The Role of Third-Party Property Management in Fraud Prevention

Engaging a reputable third-party property management company can significantly reduce the risk of fraud. These companies come equipped with specialized tools and a team trained to detect and counteract fraudulent activities. Their external vantage point often allows them to spot vulnerabilities that might go unnoticed by in-house teams, offering an added layer of protection.


Moreover, third-party managers typically employ standardized processes and advanced software solutions that enhance security measures. From rigorous resident screening to meticulous financial audits, their systems are designed to identify discrepancies and raise red flags. Their expertise not only ensures operational efficiency but also significantly reduces the risk of fraud, providing property owners with peace of mind.

 Person analyzing charts and data.

Conclusion and Best Practices

Combating fraud in multi-family real estate requires vigilance, continuous learning, and proactive measures. Property managers must stay updated with the latest fraud trends and invest in training and technology to protect their assets and maintain the trust of their residents. 
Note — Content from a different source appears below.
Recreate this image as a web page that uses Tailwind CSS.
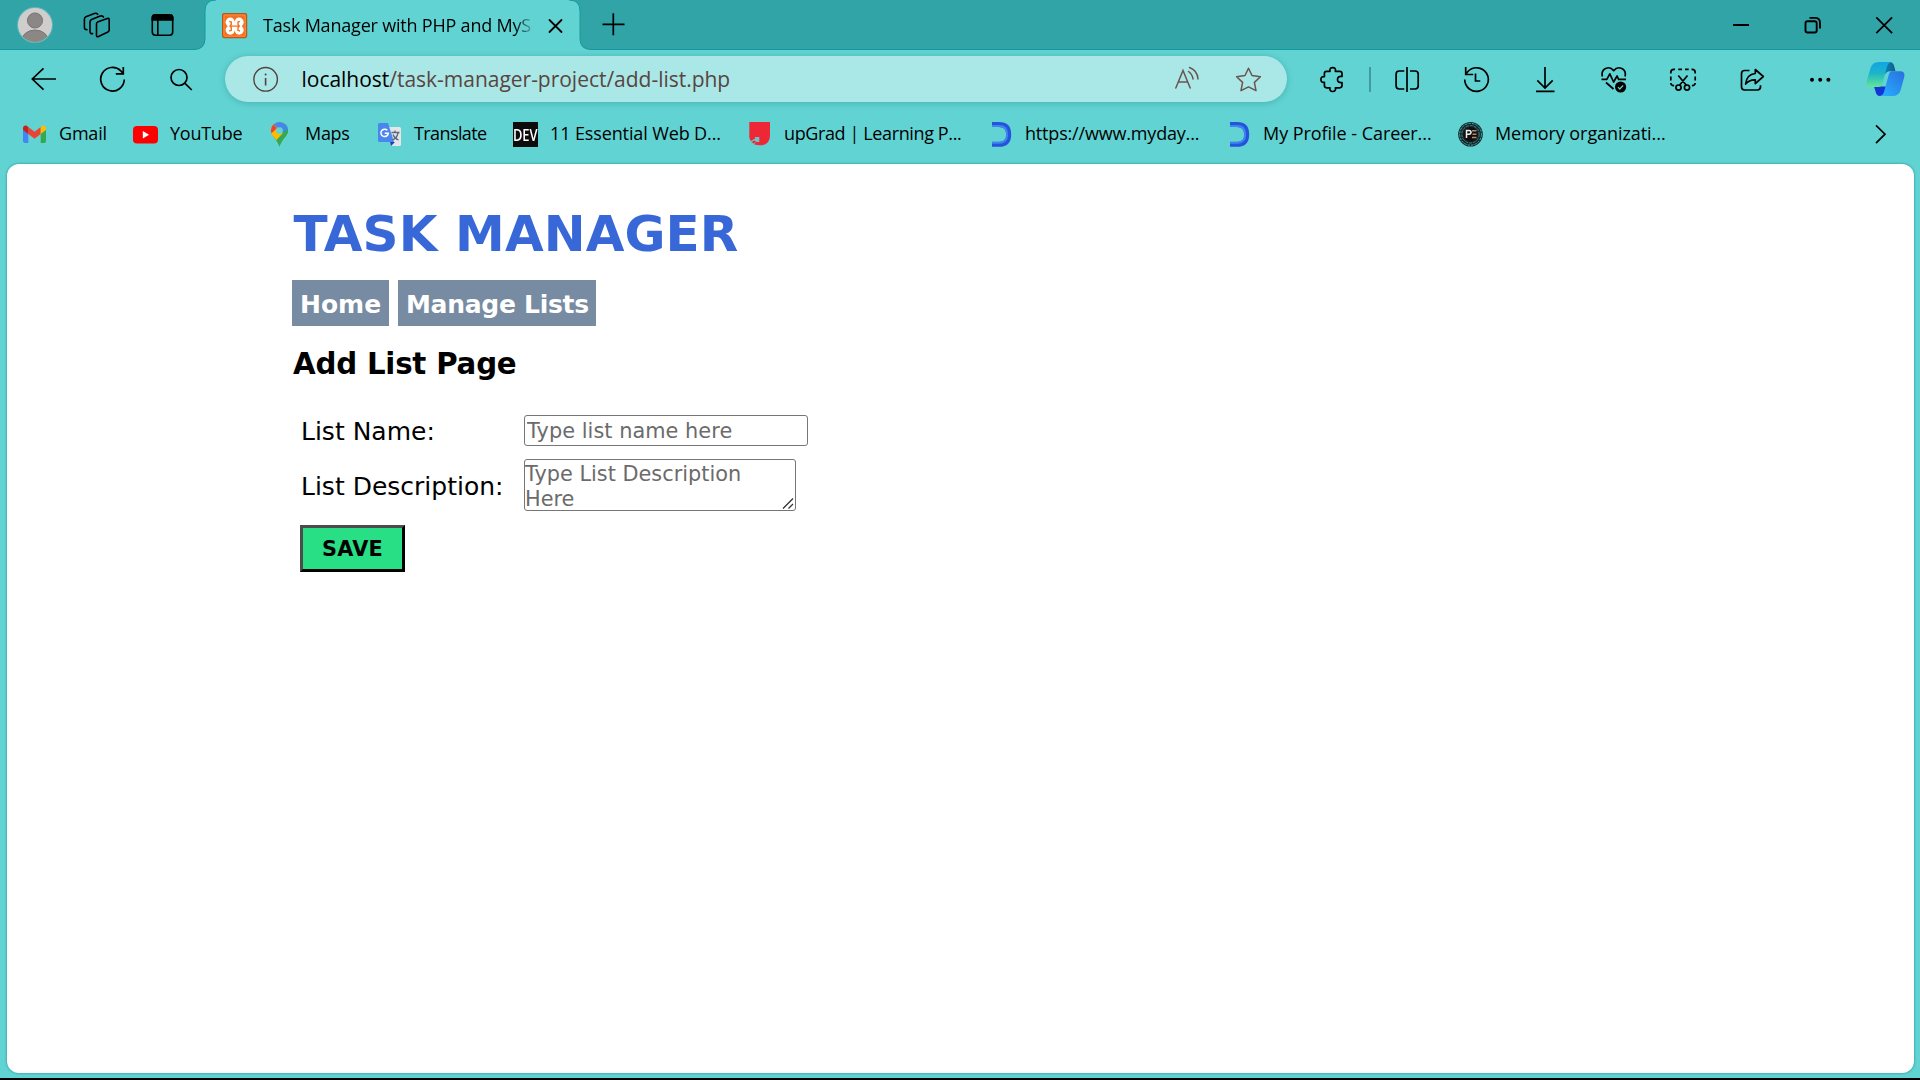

For expert guidance on property management and to ensure the utmost safety and integrity of your multi-family properties, visit ROSS Companies. Our team of professionals is dedicated to providing top-notch services and solutions tailored to your needs.

FAQs on Combating Fraud in Multi-Family Real Estate


How can I verify the authenticity of a rental application? 

Apart from standard background checks, consider using digital verification tools and contacting previous landlords or references directly.

What steps can I take if I suspect a vendor is overcharging? 

Always get multiple quotes for any service or product. If you suspect fraud, conduct an audit and consider seeking legal advice.

How can technology help in preventing fraud? 

Digital tools can automate background checks, monitor financial transactions in real-time, and provide alerts for suspicious activities.